17.7.20

Máquinas de salvação e de culpa, máquinas de amor

Podemos considerar que nenhuma máquina pode ensinar a justiça; no limite, ensinará a obediência ao seu superior, segundo uma história célebre. Nenhuma redenção num rosto convicto e límpido; uma certa seriedade que não se pode salvar, nem consegue aprender. Em linha recta não aprendes nada, disseram. A justiça é o colapso da máquina: uma linha recta pode morrer pela impossibilidade da justiça. Só podes exercê-la sem exactidão; não esquecer, todavia, que não há punição sem cegueira. A máquina pune; a justiça não conhece os caminhos da exactidão. Conhecerá outros? O caminho do disforme? Uma justiça que acontecesse em pés grosseiros, mãos que tremem, alegria, fome, avidez. Justiça errada, a única possibilidade. Através do erro encontrarás a salvação e a cegueira é comum ao erro. Os olhos abertos são, por seu turno, pórtico da morte: assassinato puro. Morres se souberes exactamente qual era o mal que praticaste; enquanto estiveres cego a respeito da tua culpa e da tua sentença, poderás viver, talvez desejar. A importância dos juízes imprecisos e silenciosos.

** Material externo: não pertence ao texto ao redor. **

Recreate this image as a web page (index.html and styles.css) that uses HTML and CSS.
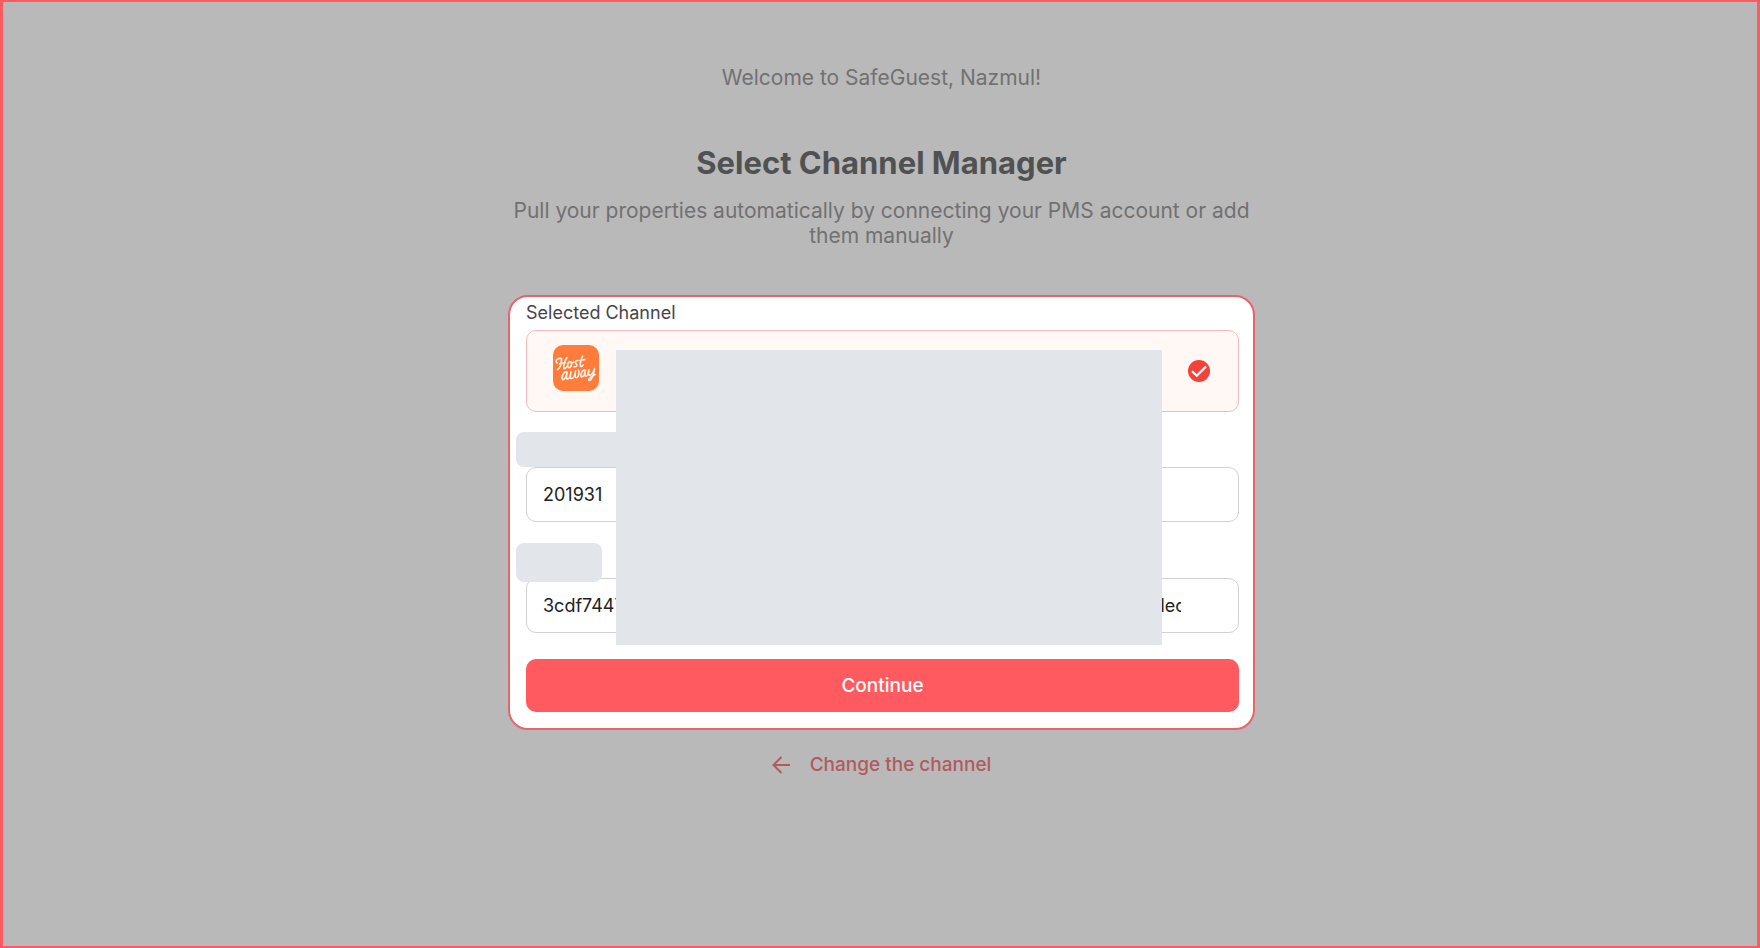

Uma síntese: “Mas a máquina que salva também aponta a culpa. A mão que aponta diz: tu mereces morrer por aquilo que fizeste” (Gonçalo M. Tavares, Electra). Os que buscam salvação: os culpados, os mortais, todos suspirando por essa máquina que, para além de tudo, reúne dedos apontados.

Uma história: Paul Virilio construiu uma capela em Nevers, França. Era cinzenta e sólida, inspirada na forma de um bunker; capela-bunker desenhada também de acordo com a estrutura de um coração. Capela, bunker, coração.

Pensar na crença como a única reserva segura para a vida; o coração como bunker portátil: víscera inquieta que permite avançar, raiva e amor que saltam para outros corpos. Estamos, contudo, num acidente: a velocidade é tão rápida que nem avisa e até esconde o vazio.

Por outro lado, bunker como espaço de salvação sem toque (Gonçalo M. Tavares); de outra perspectiva ainda, tentativa de fuga do medo mais terrível, espaço de liberdade.

Espaço também de morte: a sobrinha-neta de Charles de Gaulle, conta Virilio, em lugar da execução, foi enviada para um bunker por oficiais nazis. Casa preparada para que nada entre, nada saia.

Não bem um coração talvez, tantas vezes volátil. A estrutura da igreja tinha dois ventrículos: num, o coro, o coração serve para cantar, para elevar a voz e o corpo. Noutro ventrículo, estava o confessionário, explica Virilio, cristão devoto, “onde uma pessoa diz: admito, sou um completo filho da puta, mea culpa. Todos confessamos o mesmo. Ninguém diz: ‘sou genial, sou puro’. Para além disso, só depois de nos reconhecermos como filhos da puta, podemos começar a amar-nos”. O coração é ainda a víscera que permite aprender; é a mortalidade, única hipótese para o amor. Coração que canta, aprende e ama.

Máquina de salvação e de culpa — máquinas de amor. De fora para dentro; de dentro para fora.